Crucially, however, even long after this turn towards the global, territory remained very important. "Both the national/international space of the early twentieth century and the global/regional space of the late twentieth century were equally territorial," he explains. While it may be true that the importance of national jurisdictions compared to global networks did decline, Rankin stresses that it is crucial not to mistake national jurisdiction for territory. Systems that monitor the phone traffic and metadata of cell phone users worldwide, for example, may certainly be global in that they monitor activity beyond the boundaries of, for example, the United States of America. But such operations monitoring suspects in Pakistan or Afghanistan are undeniably interested in space and the management and monitoring of territories (even if these territories are conceived of not just as the national jurisdiction of Pakistan, Afghanistan, or elsewhere). Rather than territory being abolished, Rankin instead sees the twentieth century as marked by the emergence of "new kinds of territories: territories defined as frameworks of points—neither a block of space nor a network of flows—that organized knowledge in new ways and facilitated new kinds of intervention and new kinds of governance."

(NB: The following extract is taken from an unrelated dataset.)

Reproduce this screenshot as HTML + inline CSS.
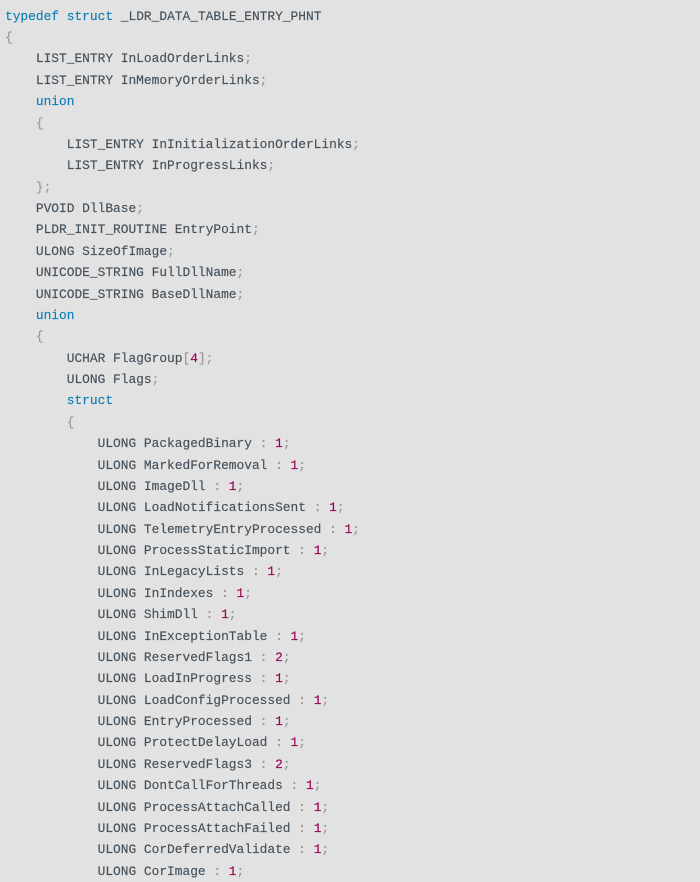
<!DOCTYPE html>
<html>
<head>
<meta charset="utf-8">
<style>
html,body{margin:0;padding:0;width:700px;height:878px;overflow:hidden;background:#e2e2e2}
pre{position:absolute;left:5px;top:5.7px;margin:0;font-family:"Liberation Mono",monospace;font-size:12.87px;line-height:21.375px;color:#45515b;white-space:pre;-webkit-text-stroke:.15px currentColor}
.k{color:#0b7db5}
.p{color:#999}
.n{color:#990055}
.o{color:#9a8f80}
</style>
</head>
<body>
<pre><span class="k">typedef</span> <span class="k">struct</span> _LDR_DATA_TABLE_ENTRY_PHNT
<span class="p">{</span>
    LIST_ENTRY InLoadOrderLinks<span class="p">;</span>
    LIST_ENTRY InMemoryOrderLinks<span class="p">;</span>
    <span class="k">union</span>
    <span class="p">{</span>
        LIST_ENTRY InInitializationOrderLinks<span class="p">;</span>
        LIST_ENTRY InProgressLinks<span class="p">;</span>
    <span class="p">};</span>
    PVOID DllBase<span class="p">;</span>
    PLDR_INIT_ROUTINE EntryPoint<span class="p">;</span>
    ULONG SizeOfImage<span class="p">;</span>
    UNICODE_STRING FullDllName<span class="p">;</span>
    UNICODE_STRING BaseDllName<span class="p">;</span>
    <span class="k">union</span>
    <span class="p">{</span>
        UCHAR FlagGroup<span class="p">[</span><span class="n">4</span><span class="p">];</span>
        ULONG Flags<span class="p">;</span>
        <span class="k">struct</span>
        <span class="p">{</span>
            ULONG PackagedBinary <span class="o">:</span> <span class="n">1</span><span class="p">;</span>
            ULONG MarkedForRemoval <span class="o">:</span> <span class="n">1</span><span class="p">;</span>
            ULONG ImageDll <span class="o">:</span> <span class="n">1</span><span class="p">;</span>
            ULONG LoadNotificationsSent <span class="o">:</span> <span class="n">1</span><span class="p">;</span>
            ULONG TelemetryEntryProcessed <span class="o">:</span> <span class="n">1</span><span class="p">;</span>
            ULONG ProcessStaticImport <span class="o">:</span> <span class="n">1</span><span class="p">;</span>
            ULONG InLegacyLists <span class="o">:</span> <span class="n">1</span><span class="p">;</span>
            ULONG InIndexes <span class="o">:</span> <span class="n">1</span><span class="p">;</span>
            ULONG ShimDll <span class="o">:</span> <span class="n">1</span><span class="p">;</span>
            ULONG InExceptionTable <span class="o">:</span> <span class="n">1</span><span class="p">;</span>
            ULONG ReservedFlags1 <span class="o">:</span> <span class="n">2</span><span class="p">;</span>
            ULONG LoadInProgress <span class="o">:</span> <span class="n">1</span><span class="p">;</span>
            ULONG LoadConfigProcessed <span class="o">:</span> <span class="n">1</span><span class="p">;</span>
            ULONG EntryProcessed <span class="o">:</span> <span class="n">1</span><span class="p">;</span>
            ULONG ProtectDelayLoad <span class="o">:</span> <span class="n">1</span><span class="p">;</span>
            ULONG ReservedFlags3 <span class="o">:</span> <span class="n">2</span><span class="p">;</span>
            ULONG DontCallForThreads <span class="o">:</span> <span class="n">1</span><span class="p">;</span>
            ULONG ProcessAttachCalled <span class="o">:</span> <span class="n">1</span><span class="p">;</span>
            ULONG ProcessAttachFailed <span class="o">:</span> <span class="n">1</span><span class="p">;</span>
            ULONG CorDeferredValidate <span class="o">:</span> <span class="n">1</span><span class="p">;</span>
            ULONG CorImage <span class="o">:</span> <span class="n">1</span><span class="p">;</span></pre>
</body>
</html>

Rankin is aware that these might seem like rather abstract claims. In order to make the argument more concrete, After the Map is organized around three large projects that neatly illustrate the turn from an international vision of mapping that reinforced national jurisdiction to what Rankin dubs the "pointillist" logic of GPS, which instead challenged borders of all kinds. In particular, Rankin examines one project in each of the three principle branches of the mapping sciences: the International Map of the World (cartography); Universal Transverse Mercator (geodesy); and GPS (navigation).
The logic of the first of Rankin's triad of projects, the IMW, may be the most familiar and approachable for non-technical readers. Maps of the world per se were nothing new—think of the age of exploration—but the IMW is best understood, Rankin says, through "the ways geographers themselves saw it in the 1890s." We ask him to elaborate. "By the 1890s," Rankin explains, "the Age of Exploration was clearly over, and cartographers saw their sister disciplines like geology and astronomy defining themselves through collaborative projects that would, they thought, serve to finalize their knowledge—for example, having observatories around the world work together on a hugely ambitious multi-decade sky survey." Entrepreneurial geographers like the University of Vienna professor Albrecht Penck argued that the time for standardized maps of the world, all at the scale of 1:1,000,000 and bounded by lines of latitude and longitude, had come. The idea was to create a base map of geographic knowledge at a more detailed scale than had ever been done—all the while formalizing geography's status as a real science.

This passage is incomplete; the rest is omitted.